Todo parecido con la realidad no es pura coincidencia. No, no parece haberse equivocado en su reflexión sobre “los alcances de la enfermedad”. El film vino a agudizar aún más las tensiones. La película recibió feroces críticas cuando se estrenó en Londres, por lo que Kubrik se negó a que se la siguiera exhibiendo en el Reino Unido y desde entonces nunca ha sido repuesta.
“A pesar de haberse filmado en Gran Bretaña los productores decidieron utilizar la versión norteamericana, que había censurado el capítulo final. El libro tuvo dos finales. El editor norteamericano me dijo: ‘Nosotros podemos tolerar muchas más cosas que Uds. los británicos’. De modo que Alex es ‘reeducado’ pero algo falla y vuelve a cometer crímenes. Mi versión era distinta. Yo lo hacía madurar, recapacitar y darse cuenta de las implicancias de la violencia entre los jóvenes. Lo hacía volcar toda esa energía hacia algo positivo, que lo vinculara a la pasión, como la música. Pero obviamente a los estadounidenses no les interesa un final así”.
A pesar de confesarse “un católico convencido”, Burgess no comulgaba para nada con la idea de un paraíso celestial. Por el contrario, reivindicaba la ira: “Cuando los escritores asumimos seriamente la responsabilidad de construir un mundo de palabras, nos involucramos en la creación de personajes y tramas como si fuéramos Dios mismo, debemos hacerlo desde dos sentimientos esenciales: una fuerte misericordia por todos los seres vivos, la que inevitablemente deriva hacia un fuerte enojo ante lo que nos rodea. Es la ira lo que caracteriza a muchos de los más grandes escritores, y pienso en Dickens, Tolstoi, Dostoievski… La ira sobreviene al constatar que el mundo no es lo que se nos ha prometido, de hecho, es una verdadera calamidad. Es la Ira de Job clamando al Dios de todas las cosas. Todas las preguntas que se le hacen a Dios conducen a una sola: ‘¿Por qué?’ Pero no llega ninguna respuesta. Dios quizá nos dice: ‘¿Puedes hacer esto y aquello?’, pero no es esa la respuesta que buscamos. La respuesta que necesitamos debe estar dirigida a preguntas más básicas: ‘¿Por qué está todo tan mal?’ Silencio.

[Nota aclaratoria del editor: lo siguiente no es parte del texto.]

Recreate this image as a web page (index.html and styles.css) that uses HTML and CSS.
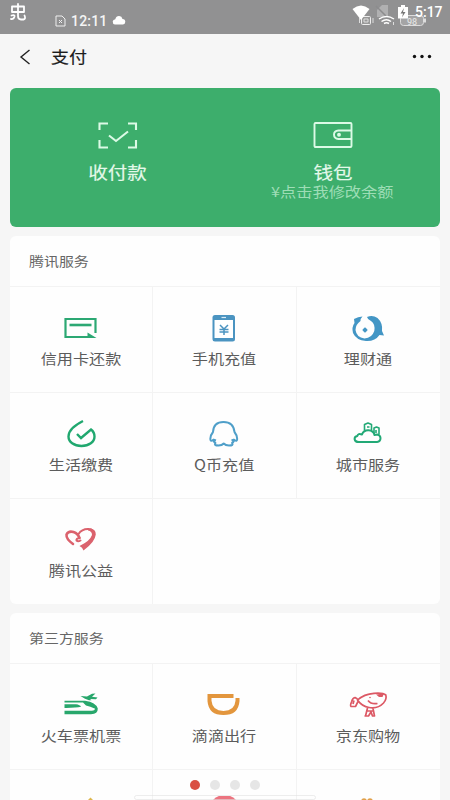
FILE: index.html
```html
<!DOCTYPE html>
<html lang="zh-CN">
<head>
<meta charset="utf-8">
<title>支付</title>
<link rel="stylesheet" href="styles.css">
</head>
<body>
<div class="phone">
  <header class="status">
    <svg class="app-mark" width="18" height="20" viewBox="0 0 18 20" fill="none" stroke="#fff" stroke-width="1.800" stroke-linecap="round" stroke-linejoin="round"><path d="M3 3.500H15V9H3ZM9 1V13Q9 16.500 12 16.500H14.500Q17 16 15.500 12.500M2.500 12.500Q6 11.500 5.500 13.500Q4.500 16.500 2 16"/></svg>
    <svg class="sim" width="11" height="12" viewBox="0 0 11 12" fill="none" stroke="#eee"><path d="M1 1H7L10 4V11H1ZM4 5L7 8M7 5L4 8"/></svg>
    <span class="clock-left">12:11</span>
    <svg class="cloud" width="14" height="10" viewBox="0 0 14 10"><path fill="#fff" d="M3 9.500Q.5 9 .7 6.500Q1 4.500 3.300 4.300Q4.200 .8 7.200 1Q9.900 1.200 10.500 4Q13.300 4.300 13.300 6.800Q13.200 9.200 11 9.500Z"/></svg>
    <svg class="signals" width="76" height="26" viewBox="350 3 76 26" fill="none">
      <rect x="361.500" y="16.500" width="9" height="8" rx="1" fill="#999" stroke="#eee"/><path stroke="#ddd" d="M364 19H368V22H364ZM359.500 18V23M373 18V23"/>
      <path fill="#fff" d="M352.500 9Q361 2 369.500 9L361 20Z"/>
      <path fill="#b0b0b1" d="M377 10L382 5H388V17H377Z"/><path stroke="#8c8c8d" stroke-width="1.500" d="M376 6L389 19"/>
      <path stroke="#fff" stroke-width="1.500" d="M379 19Q386.500 14 394 19M381.500 21.500Q386.500 18 391 21.500M384 23.500Q386.500 22 389 23.500"/><path stroke="#ddd" d="M393.500 22V25"/>
      <rect x="400.500" y="15.500" width="23" height="10" rx="3" fill="#a4a4a5" stroke="#ddd"/><path stroke="#ddd" stroke-width="2" d="M425 18.500V22.500"/>
      <text x="412" y="24.500" class="battery-text" text-anchor="middle">98</text>
      <path fill="#fff" d="M398 7H401V5H405V7H408V18.500H398Z"/><path fill="#777" d="M404 8L400.500 13.500H403L402 17.500L405.500 12H403Z"/>
    </svg>
    <span class="clock-right">5:17</span>
  </header>

  <nav class="nav">
    <svg class="back" width="12" height="16" viewBox="0 0 12 16" fill="none" stroke="#222" stroke-width="1.400"><path d="M10.500 1L2 8L10.500 15"/></svg>
    <h1 class="title"><span class="wide">支付</span></h1>
    <svg class="more" width="20" height="6" viewBox="0 0 20 6" fill="#111"><circle cx="2.500" cy="2.500" r="1.700"/><circle cx="10" cy="2.500" r="1.700"/><circle cx="17.500" cy="2.500" r="1.700"/></svg>
  </nav>

  <main class="content">
    <section class="hero">
      <div class="hero-item">
        <svg width="40" height="28" viewBox="0 0 40 28" fill="none" stroke="#dcfae6" stroke-width="2.100"><path d="M1.500 9V2.500H10M30 2.500H38V9M38 19V26.500H30M10 26.500H1.500V19"/><path d="M11 14.500L18 20L30 10.500"/></svg>
        <span class="wide hero-label">收付款</span>
      </div>
      <div class="hero-item">
        <svg width="40" height="28" viewBox="0 0 40 28" fill="none" stroke="#dcfae6" stroke-width="1.900"><rect x="1.500" y="2" width="37" height="24" rx="1"/><path d="M38 9.500H25.500Q21 10 21 13.500Q21 17.500 25.500 18H38"/><circle cx="26" cy="13.800" r="1" fill="#dcfae6"/></svg>
        <span class="wide hero-label">钱包</span>
        <span class="wide hero-note">¥点击我修改余额</span>
      </div>
    </section>

    <section class="panel">
      <h2 class="panel-head"><span class="wide">腾讯服务</span></h2>
      <div class="grid">
        <div class="cell">
          <svg class="icon" viewBox="0 0 40 30" fill="none" stroke="#2ca873" stroke-width="2.200"><path d="M28 24H4.500V6H34.500V20"/><path d="M8.500 12H30.500" stroke-width="2.600"/><path d="M26.500 19.500L35.500 25H26.500Z" fill="#2ca873" stroke="none"/></svg>
          <span class="wide">信用卡还款</span>
        </div>
        <div class="cell">
          <svg class="icon" viewBox="0 0 40 30" fill="none" stroke="#4b94c1"><rect x="8.500" y="2" width="22.500" height="26.500" rx="2.500" fill="#4b94c1" stroke="none"/><path fill="#fff" stroke="none" d="M10.500 7H29V25H10.500Z"/><path stroke="#d9ecf6" stroke-width="1.200" d="M17.500 4.500H22"/><path stroke-width="1.500" d="M16 12L20 16L24 12M15.500 16.500H24.500M15.500 19H24.500M20 16V22"/></svg>
          <span class="wide">手机充值</span>
        </div>
        <div class="cell">
          <svg class="icon" viewBox="0 0 40 30"><path fill="#4396c5" d="M14.500 3.500Q12 6 12.500 8Q7.500 11.500 7.500 17Q8.500 24.500 16.500 25.500Q24 25 26.300 18Q27.500 11 23 8Q19.500 6.500 19 4Q24.500 1.500 29.500 5Q35 10 34 18L36 22.500L31.500 22Q27 28.500 18 28Q8 27 5 20Q3.500 14 6.500 10L6 6Q10 3.500 14.500 3.500Z"/><path fill="#4396c5" d="M17 14Q18 16.500 20 17Q18 17.500 17 20Q16 17.500 14 17Q16 16.500 17 14Z"/><circle cx="17" cy="17" r="2" fill="#4396c5"/></svg>
          <span class="wide">理财通</span>
        </div>
        <div class="cell">
          <svg class="icon" viewBox="0 0 40 30" fill="none" stroke="#20a86f" stroke-width="2.400"><path d="M22 2C14 6 7.500 11 7.500 17.500C7.500 23 13 27 20.500 27C28 27 33.500 23 33.500 17.500C33.500 14 32 12 30 10.500L20 19L16 15"/></svg>
          <span class="wide">生活缴费</span>
        </div>
        <div class="cell">
          <svg class="icon" viewBox="0 0 40 30" fill="none" stroke="#4f9fc9" stroke-width="2" stroke-linejoin="round"><path d="M9 21Q6.500 23 6.300 20Q6.500 16 9 13Q9.500 3 19.500 3Q29.500 3 30.500 13Q33 16 33.200 20Q33 23 30.500 21Q29.500 23.500 28 24Q30 26.500 25 26.500Q21.500 26.500 19.700 24.500Q18 26.500 14.500 26.500Q9.500 26.500 11.500 24Q10 23.500 9 21ZM9 20.500L12 21.500M30.500 20.500L27.500 21.500"/></svg>
          <span class="wide">Q币充值</span>
        </div>
        <div class="cell">
          <svg class="icon" viewBox="0 0 40 30" fill="none" stroke="#22a976" stroke-width="2" stroke-linejoin="round"><path d="M11 23H29Q32.500 22.500 32.500 19Q32.300 16 29 15.500Q27.500 15.500 26.500 16Q25.500 11.500 20.500 11.200Q15.500 11 14 15.500Q10 14 9.300 17Q6.500 17.500 6.600 20Q7 23 11 23Z"/><path d="M16.500 11.500V5.500L20 4L23.500 5.500V11.500M26 15V9L28.500 8L31 9V15.500M19 8H21.500M28 11V14" stroke-width="1.600"/></svg>
          <span class="wide">城市服务</span>
        </div>
        <div class="cell">
          <svg class="icon" viewBox="0 0 40 30" fill="none" stroke="#db626d" stroke-linecap="round"><path stroke-width="2.600" d="M12 19Q5 14 5.500 9.500Q7.500 5.500 12.500 7Q17 8.500 18.500 13"/><path stroke-width="2" d="M18.500 13Q15 13.500 15.500 15.500Q17 17 19.500 15.500M17.500 9Q21 3.500 28 4Q30 4 31 5"/><path stroke="none" fill="#db626d" d="M27 3.500Q35 3 34.800 9.500Q34 17 22.500 25.500Q21.500 22 18.500 21Q29 16 31 10Q31 6 27 5.500Z"/></svg>
          <span class="wide">腾讯公益</span>
        </div>
        <div class="cell blank"></div>
        <div class="cell blank"></div>
      </div>
    </section>

    <section class="panel">
      <h2 class="panel-head"><span class="wide">第三方服务</span></h2>
      <div class="grid">
        <div class="cell">
          <svg class="icon" viewBox="0 0 40 30" fill="#28a76c"><path d="M19.500 6L26 6.500L31 3.800L34.500 3.500L31 6.800L36.500 7.500L35 9.300L29 9L30.500 10.300L28 10.300L24 8.800Z"/><path d="M3.500 10.800H24Q35 12.500 36.800 18.500Q37 24.200 30 24.200H3.500V20.800H30.500Q33.500 21 34.200 18.800Q29 16.500 25 15.500L22 12.500H3.500Z"/><path d="M3.500 14.300H15Q19 14.800 20 16.800Q15 18 3.500 17.900Z"/></svg>
          <span class="wide">火车票机票</span>
        </div>
        <div class="cell">
          <svg class="icon" viewBox="0 0 40 30" fill="none" stroke="#e3963d" stroke-width="4"><path d="M29.500 6H5.500V11Q6.500 23 19.500 23Q32.500 23 33.500 11V8"/></svg>
          <span class="wide">滴滴出行</span>
        </div>
        <div class="cell">
          <svg class="icon" viewBox="0 0 40 30" fill="none" stroke="#dc5965" stroke-width="1.700" stroke-linejoin="round"><path d="M9.500 10Q16 4 26 3.300Q35 2.500 37.800 5Q39 9 35.500 13Q30 19 21 17.500Q14 16.500 9.500 10ZM9.500 9L7 7.500Q4.500 8 3.500 12Q2 15.500 3 16.500L7.500 16.500L10 11.500M6 10.500L5 14M20 10.500Q23 14.500 29.500 13.500M19.500 18L17.500 26M25 18.500L26.500 26H24.500L23 22L20.500 26H16.500M18 21H26"/><path stroke="none" fill="#dc5965" d="M28 4.500L36 3.500L34.500 7H31Z"/><circle cx="22" cy="7.500" r=".8" fill="#dc5965" stroke="none"/></svg>
          <span class="wide">京东购物</span>
        </div>
        <div class="cell">
          <svg class="icon" viewBox="0 0 40 30" fill="#ddb64d"><path d="M29.500 1.500L34 6H25Z"/></svg>
        </div>
        <div class="cell">
          <svg class="icon" viewBox="0 0 40 30"><circle cx="20.500" cy="15" r="16" fill="#ec7480"/></svg>
        </div>
        <div class="cell">
          <svg class="icon" viewBox="0 0 40 30" fill="#e1a04a"><ellipse cx="16" cy="5" rx="2.800" ry="2.800"/><ellipse cx="22" cy="5" rx="2.800" ry="2.800"/></svg>
        </div>
      </div>
    </section>
  </main>

  <div class="home-bar"></div>
  <div class="pager"><i class="dot active"></i><i class="dot"></i><i class="dot"></i><i class="dot"></i></div>
</div>
</body>
</html>
```

FILE: styles.css
```css
* { box-sizing: border-box; }

body {
  margin: 0;
  font-family: "Noto Sans CJK SC", sans-serif;
}

.phone {
  position: relative;
  width: 450px;
  height: 800px;
  overflow: hidden;
  background: #f6f6f6;
}

h1, h2 { margin: 0; font-weight: 400; }

/* Lettering is broader than it is tall throughout the app. */
.wide {
  display: block;
  white-space: nowrap;
  transform: scaleX(1.15);
}

.status {
  display: flex;
  align-items: flex-start;
  height: 34px;
  padding-left: 9px;
  background: #919192;
  color: #fff;
}
.app-mark { margin-top: 3px; }
.sim { margin: 15px 0 0 28px; }
.clock-left {
  width: 37px;
  margin: 13px 0 0 5px;
  font: 500 14px/16px Roboto, sans-serif;
  letter-spacing: .2px;
  color: #f5f5f5;
}
.cloud { margin: 15px 0 0 4px; }
.signals { margin: 3px 0 0 224px; }
.battery-text { font: 500 9px Roboto, sans-serif; fill: #e0e0e0; }
.clock-right {
  margin: 4px 0 0 -11px;
  font: 500 14px/16px Roboto, sans-serif;
}

.nav {
  display: flex;
  align-items: center;
  height: 54px;
  padding: 0 18px 8px 19px;
}
.title {
  flex: 1;
  margin-left: 20px;
  font-size: 15.7px;
  line-height: 24px;
  color: #1c1c1c;
  -webkit-text-stroke: .15px;
}
.title .wide, .panel-head .wide { transform-origin: left; }

.content {
  display: flex;
  flex-direction: column;
  gap: 9px;
  margin: 0 10px;
}

.hero {
  display: grid;
  grid-template-columns: 1fr 1fr;
  height: 139px;
  border-radius: 6px;
  background: #3dae6c;
  color: #e4f9ea;
}
.hero-item {
  display: flex;
  flex-direction: column;
  align-items: center;
  padding-top: 33px;
}
.hero-label {
  margin-top: 11px;
  font-size: 17px;
  line-height: 23px;
  -webkit-text-stroke: .15px;
}
.hero-note {
  font-size: 14.1px;
  line-height: 16px;
  color: #9eddb6;
}

.panel {
  overflow: hidden;
  border-radius: 6px;
  background: #fefefe;
}
.panel-head {
  height: 50px;
  padding-left: 19px;
  font-size: 13px;
  line-height: 49px;
  color: #666;
}
.grid {
  display: grid;
  grid-template-columns: repeat(3, 1fr);
  grid-auto-rows: 106px;
}
.cell {
  display: flex;
  flex-direction: column;
  align-items: center;
  padding-top: 26px;
  border-top: 1px solid #f3f3f3;
  border-right: 1px solid #f3f3f3;
  font-size: 14px;
  line-height: 20px;
  color: #5c5c5c;
}
.cell:nth-child(3n), .blank { border-right: 0; }
.icon { width: 40px; height: 30px; margin-bottom: 5px; flex: none; }

.home-bar {
  position: absolute;
  left: 134px;
  top: 795px;
  width: 182px;
  height: 5px;
  border: 1px solid rgba(225, 225, 225, .6);
  border-radius: 3px;
}
.pager {
  position: absolute;
  left: 190px;
  top: 780px;
  display: flex;
  gap: 10px;
}
.dot { width: 10px; height: 10px; border-radius: 50%; background: #e6e6e6; }
.active { background: #d94f43; }
```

El cristianismo ensaya algún tipo de explicación, pero ahora, en el otoño de mi vida, ya no puedo aceptarla. No hay explicación alguna que justifique el sufrimiento, la tortura, la violencia, la tiranía. Seguimos buscando, pero sin éxito”.
El 22 de noviembre de 1993 en Twickenham, un suburbio de Londres, Burgess dejó de buscar. El tiempo no fue suficiente para proyectos demenciales, como una ópera sobre la vida y obra de Freud u otra sobre D. H. Lawrence. Alcanzó, al menos, para dejar listo el original de Un hombre muerto en Deptford. No se trata de una novela más, sino que merece ser leída como la última risa del gran provocador: al cumplirse el cuarto centenario de la desaparición de Christopher “Kit” Marlowe, genio literario y bad boy de las letras británicas, Burgess se aleja de todo tipo de pompa solemne y grave para dejar como testamento un homenaje irreverente y vital.
Ahora nos toca celebrar los primeros cien años de su nacimiento. Entre la risa y la ira.